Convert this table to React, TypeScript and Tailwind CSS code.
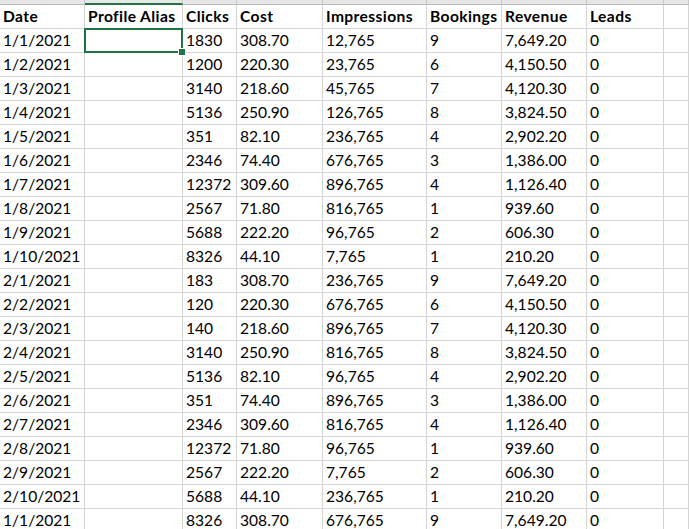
import React from "react";

const headers = ["Date", "Profile Alias", "Clicks", "Cost", "Impressions", "Bookings", "Revenue", "Leads", ""];

const rows: string[][] = [
  ["1/1/2021", "1830", "308.70", "12,765", "9", "7,649.20", "0"],
  ["1/2/2021", "1200", "220.30", "23,765", "6", "4,150.50", "0"],
  ["1/3/2021", "3140", "218.60", "45,765", "7", "4,120.30", "0"],
  ["1/4/2021", "5136", "250.90", "126,765", "8", "3,824.50", "0"],
  ["1/5/2021", "351", "82.10", "236,765", "4", "2,902.20", "0"],
  ["1/6/2021", "2346", "74.40", "676,765", "3", "1,386.00", "0"],
  ["1/7/2021", "12372", "309.60", "896,765", "4", "1,126.40", "0"],
  ["1/8/2021", "2567", "71.80", "816,765", "1", "939.60", "0"],
  ["1/9/2021", "5688", "222.20", "96,765", "2", "606.30", "0"],
  ["1/10/2021", "8326", "44.10", "7,765", "1", "210.20", "0"],
  ["2/1/2021", "183", "308.70", "236,765", "9", "7,649.20", "0"],
  ["2/2/2021", "120", "220.30", "676,765", "6", "4,150.50", "0"],
  ["2/3/2021", "140", "218.60", "896,765", "7", "4,120.30", "0"],
  ["2/4/2021", "3140", "250.90", "816,765", "8", "3,824.50", "0"],
  ["2/5/2021", "5136", "82.10", "96,765", "4", "2,902.20", "0"],
  ["2/6/2021", "351", "74.40", "896,765", "3", "1,386.00", "0"],
  ["2/7/2021", "2346", "309.60", "816,765", "4", "1,126.40", "0"],
  ["2/8/2021", "12372", "71.80", "96,765", "1", "939.60", "0"],
  ["2/9/2021", "2567", "222.20", "7,765", "2", "606.30", "0"],
  ["2/10/2021", "5688", "44.10", "236,765", "1", "210.20", "0"],
  ["1/1/2021", "8326", "308.70", "676,765", "9", "7,649.20", "0"],
];

const gridCols = "grid grid-cols-[85px_98px_54px_86px_104px_75px_85px_77px_1fr]";

export default function App() {
  return (
    <div
      className="w-[689px] h-[529px] overflow-hidden bg-white text-black text-[15.6px]"
      style={{ fontFamily: "Lato, 'Open Sans', sans-serif" }}
    >
      {/* column header strip (bottom edge) */}
      <div className={gridCols}>
        {headers.map((_, i) => (
          <div
            key={i}
            className={
              "h-[5px] bg-[#e6e6e6] border-r border-[#c8c8c8] " +
              (i === 1 ? "border-b-2 border-b-[#217346]" : "border-b border-b-[#b8b8b8]")
            }
          />
        ))}
      </div>
      {/* header row */}
      <div className={gridCols}>
        {headers.map((h, i) => (
          <div
            key={i}
            className="h-[24px] flex items-center pl-[3px] font-bold tracking-[0.4px] border-r border-b border-[#d4d4d4] whitespace-nowrap overflow-hidden"
          >
            {h}
          </div>
        ))}
      </div>
      {rows.map((r, ri) => {
        const cells = [r[0], "", ...r.slice(1), ""];
        return (
          <div key={ri} className={gridCols}>
            {cells.map((c, ci) => {
              const selected = ri === 0 && ci === 1;
              return (
                <div
                  key={ci}
                  className={
                    "h-[24px] flex items-center pl-[3px] border-r border-b border-[#d4d4d4] whitespace-nowrap" +
                    (selected ? " relative z-10" : "")
                  }
                >
                  {c}
                  {selected && (
                    <div className="absolute left-[-1px] top-[-1px] right-[-1px] bottom-[-1px] border-2 border-[#217346]">
                      <div className="absolute right-[-4px] bottom-[-4px] w-[6px] h-[6px] bg-[#217346] shadow-[0_0_0_1px_#ffffff]" />
                    </div>
                  )}
                </div>
              );
            })}
          </div>
        );
      })}
    </div>
  );
}
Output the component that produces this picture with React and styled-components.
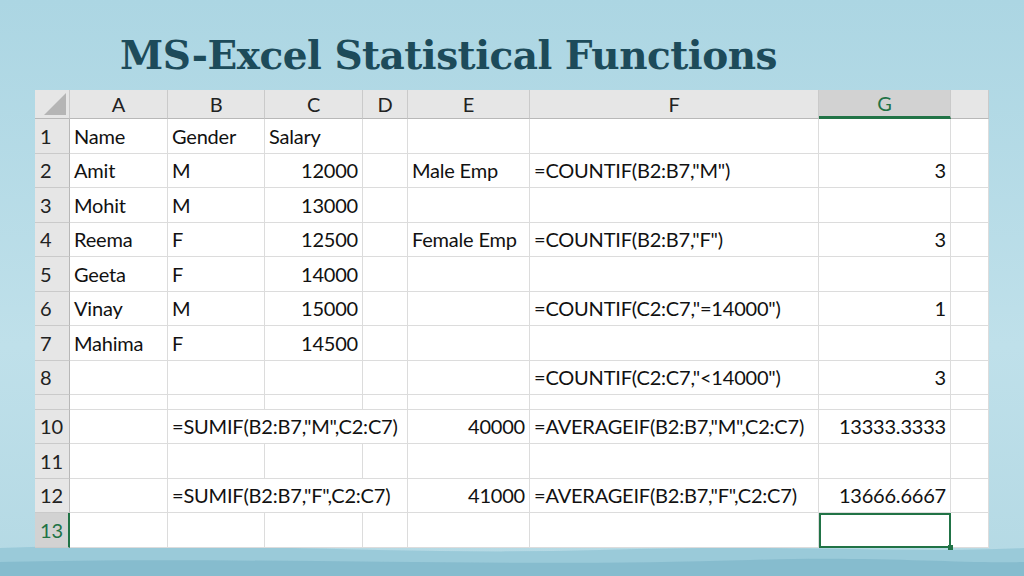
+++++
STATED GOAL » Give every record back exactly as it reads, with no images.

OUTPUT OF THE TASK »
Convert this table to React, TypeScript and Tailwind CSS code.
import React from "react";

const headers = ["Date", "Profile Alias", "Clicks", "Cost", "Impressions", "Bookings", "Revenue", "Leads", ""];

const rows: string[][] = [
  ["1/1/2021", "1830", "308.70", "12,765", "9", "7,649.20", "0"],
  ["1/2/2021", "1200", "220.30", "23,765", "6", "4,150.50", "0"],
  ["1/3/2021", "3140", "218.60", "45,765", "7", "4,120.30", "0"],
  ["1/4/2021", "5136", "250.90", "126,765", "8", "3,824.50", "0"],
  ["1/5/2021", "351", "82.10", "236,765", "4", "2,902.20", "0"],
  ["1/6/2021", "2346", "74.40", "676,765", "3", "1,386.00", "0"],
  ["1/7/2021", "12372", "309.60", "896,765", "4", "1,126.40", "0"],
  ["1/8/2021", "2567", "71.80", "816,765", "1", "939.60", "0"],
  ["1/9/2021", "5688", "222.20", "96,765", "2", "606.30", "0"],
  ["1/10/2021", "8326", "44.10", "7,765", "1", "210.20", "0"],
  ["2/1/2021", "183", "308.70", "236,765", "9", "7,649.20", "0"],
  ["2/2/2021", "120", "220.30", "676,765", "6", "4,150.50", "0"],
  ["2/3/2021", "140", "218.60", "896,765", "7", "4,120.30", "0"],
  ["2/4/2021", "3140", "250.90", "816,765", "8", "3,824.50", "0"],
  ["2/5/2021", "5136", "82.10", "96,765", "4", "2,902.20", "0"],
  ["2/6/2021", "351", "74.40", "896,765", "3", "1,386.00", "0"],
  ["2/7/2021", "2346", "309.60", "816,765", "4", "1,126.40", "0"],
  ["2/8/2021", "12372", "71.80", "96,765", "1", "939.60", "0"],
  ["2/9/2021", "2567", "222.20", "7,765", "2", "606.30", "0"],
  ["2/10/2021", "5688", "44.10", "236,765", "1", "210.20", "0"],
  ["1/1/2021", "8326", "308.70", "676,765", "9", "7,649.20", "0"],
];

const gridCols = "grid grid-cols-[85px_98px_54px_86px_104px_75px_85px_77px_1fr]";

export default function App() {
  return (
    <div
      className="w-[689px] h-[529px] overflow-hidden bg-white text-black text-[15.6px]"
      style={{ fontFamily: "Lato, 'Open Sans', sans-serif" }}
    >
      {/* column header strip (bottom edge) */}
      <div className={gridCols}>
        {headers.map((_, i) => (
          <div
            key={i}
            className={
              "h-[5px] bg-[#e6e6e6] border-r border-[#c8c8c8] " +
              (i === 1 ? "border-b-2 border-b-[#217346]" : "border-b border-b-[#b8b8b8]")
            }
          />
        ))}
      </div>
      {/* header row */}
      <div className={gridCols}>
        {headers.map((h, i) => (
          <div
            key={i}
            className="h-[24px] flex items-center pl-[3px] font-bold tracking-[0.4px] border-r border-b border-[#d4d4d4] whitespace-nowrap overflow-hidden"
          >
            {h}
          </div>
        ))}
      </div>
      {rows.map((r, ri) => {
        const cells = [r[0], "", ...r.slice(1), ""];
        return (
          <div key={ri} className={gridCols}>
            {cells.map((c, ci) => {
              const selected = ri === 0 && ci === 1;
              return (
                <div
                  key={ci}
                  className={
                    "h-[24px] flex items-center pl-[3px] border-r border-b border-[#d4d4d4] whitespace-nowrap" +
                    (selected ? " relative z-10" : "")
                  }
                >
                  {c}
                  {selected && (
                    <div className="absolute left-[-1px] top-[-1px] right-[-1px] bottom-[-1px] border-2 border-[#217346]">
                      <div className="absolute right-[-4px] bottom-[-4px] w-[6px] h-[6px] bg-[#217346] shadow-[0_0_0_1px_#ffffff]" />
                    </div>
                  )}
                </div>
              );
            })}
          </div>
        );
      })}
    </div>
  );
}
Output the component that produces this picture with React and styled-components.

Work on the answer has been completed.